The internet changed on Wednesday in a big way for countries whose official languages are not based on Latin characters.

The Internet Corporation For Assigned Names and Numbers (ICANN) flipped the switch on the first internationalized domain name (IDN) country-code top level domains (ccTLDs). In Non-Geek, that means that individuals in countries like Egypt and Saudi Arabia will not be restricted to ccTLDs like .eg and .sa.

Instead, they can use ccTLDs based on their native languages. For Egypt, Saudi Arabia and the United Arab Emricates are the first three countries that have received ICANN approval for IDN ccTLDs. 21 additional countries have submitted applications to ICANN for IDN ccTLDs, and 13 of these applications have passed the first phase of the ICANN approval process.

Make no doubt about it: ICANN's move to open up the top level domain system to other alphabets is an important one. Not only is it symbolic, it's quite appropriate given the fact that the internet is now so widely used across the globe. As ICANN president Rod Beckstrom has noted in the past, "Over half the internet users around the world don't use a Latin-based script as their native language."

Enabling IDN ccTLDs will not only be more convenient for many internet users around the world, it will have commercial implications. For instance, businesses will now be able to promote full IDN domain names knowing that they're officially supported.

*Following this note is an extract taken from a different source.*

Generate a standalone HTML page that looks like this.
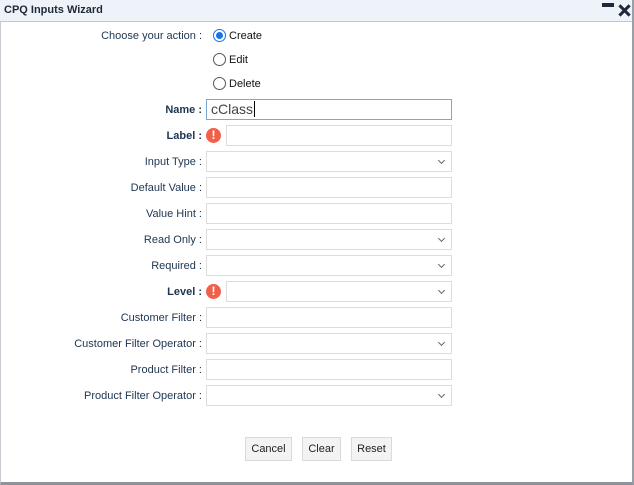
<!DOCTYPE html>
<html><head><meta charset="utf-8"><style>
*{box-sizing:border-box;margin:0;padding:0}
body{width:634px;height:485px;background:#fff;font-family:"Liberation Sans",Arial,sans-serif;font-size:11px;color:#1d3550;position:relative;overflow:hidden}
.win{position:absolute;left:0;top:0;width:634px;height:485px;border-left:1px solid #c8ccd2;border-right:2px solid #9aa0a8;border-bottom:3px solid #8e949b}
.title{position:absolute;left:0;top:0;width:632px;height:21px;background:#eef3fa;border-bottom:1px solid #c3c8cf;font-weight:bold;font-size:11px;color:#1e2a38;padding:3px 0 0 4px}
.lbl{position:absolute;right:432px;text-align:right;white-space:nowrap;line-height:22px}
.b{font-weight:bold}
.inp{position:absolute;left:206px;width:246px;height:21px;border:1px solid #dcdcdc;background:#fff}
.sel:after{content:"";position:absolute;right:7px;top:6px;width:4px;height:4px;border-right:1.6px solid #666;border-bottom:1.6px solid #666;transform:rotate(45deg)}
.ex{position:absolute;left:206px;width:15px;height:15px;border-radius:50%;background:#f0614c;color:#fff;font-weight:bold;font-size:12px;text-align:center;line-height:15px}
.rad{position:absolute;left:213px;width:13px;height:13px;border:1px solid #555;border-radius:50%;background:#fff}
.rad.on{border-color:#1a73e8}
.rad.on:after{content:"";position:absolute;left:2px;top:2px;width:7px;height:7px;border-radius:50%;background:#1a73e8}
.rt{position:absolute;left:229px;color:#111}
.btn{position:absolute;top:437px;height:24px;background:#f3f3f3;border:1px solid #dadada;color:#222;font-size:11px;line-height:22px;text-align:center}
</style></head><body>
<div class="win"></div>
<div class="title" style="padding-top:4px;height:22px">CPQ Inputs Wizard</div>
<div style="position:absolute;left:602px;top:3px;width:12px;height:4px;background:#1e2a3a"></div>
<div style="position:absolute;left:617px;top:1px;font-weight:bold;font-size:18px;color:#1e2a3a;line-height:20px;-webkit-text-stroke:0.6px #1e2a3a">✕</div>

<div class="lbl" style="top:25px">Choose your action :</div>
<div class="rad on" style="top:29px"></div><div class="rt" style="top:30px">Create</div>
<div class="rad" style="top:53px"></div><div class="rt" style="top:54px">Edit</div>
<div class="rad" style="top:77px"></div><div class="rt" style="top:78px">Delete</div>

<div class="lbl b" style="top:99px">Name :</div>
<div class="inp" style="top:99px;border-color:#7aa7d6;font-size:14px;color:#444;padding:1px 0 0 4px">cClass<span style="border-left:1px solid #000;margin-left:1px"></span></div>

<div class="lbl b" style="top:125px">Label :</div>
<div class="ex" style="top:128px">!</div>
<div class="inp" style="top:125px;left:226px;width:226px"></div>

<div class="lbl" style="top:151px">Input Type :</div><div class="inp sel" style="top:151px"></div>
<div class="lbl" style="top:177px">Default Value :</div><div class="inp" style="top:177px"></div>
<div class="lbl" style="top:203px">Value Hint :</div><div class="inp" style="top:203px"></div>
<div class="lbl" style="top:229px">Read Only :</div><div class="inp sel" style="top:229px"></div>
<div class="lbl" style="top:255px">Required :</div><div class="inp sel" style="top:255px"></div>
<div class="lbl b" style="top:281px">Level :</div>
<div class="ex" style="top:284px">!</div>
<div class="inp sel" style="top:281px;left:226px;width:226px"></div>
<div class="lbl" style="top:307px">Customer Filter :</div><div class="inp" style="top:307px"></div>
<div class="lbl" style="top:333px">Customer Filter Operator :</div><div class="inp sel" style="top:333px"></div>
<div class="lbl" style="top:359px">Product Filter :</div><div class="inp" style="top:359px"></div>
<div class="lbl" style="top:385px">Product Filter Operator :</div><div class="inp sel" style="top:385px"></div>

<div class="btn" style="left:245px;width:47px">Cancel</div>
<div class="btn" style="left:302px;width:39px">Clear</div>
<div class="btn" style="left:351px;width:41px">Reset</div>
</body></html>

Previously, in an effort to make IDNs available, some countries developed their own IDN solutions which were not officially supported by ICANN, and did not have 100% support across all computers.

For users in countries using a Latin alphabet, being able to view and use the new IDN ccTLDs may require a language pack download, as their computers may not ship with the languages in question.

Patricio Robles

Published 7 May, 2010 by Patricio Robles

Patricio Robles is a tech reporter at Econsultancy. Follow him on Twitter.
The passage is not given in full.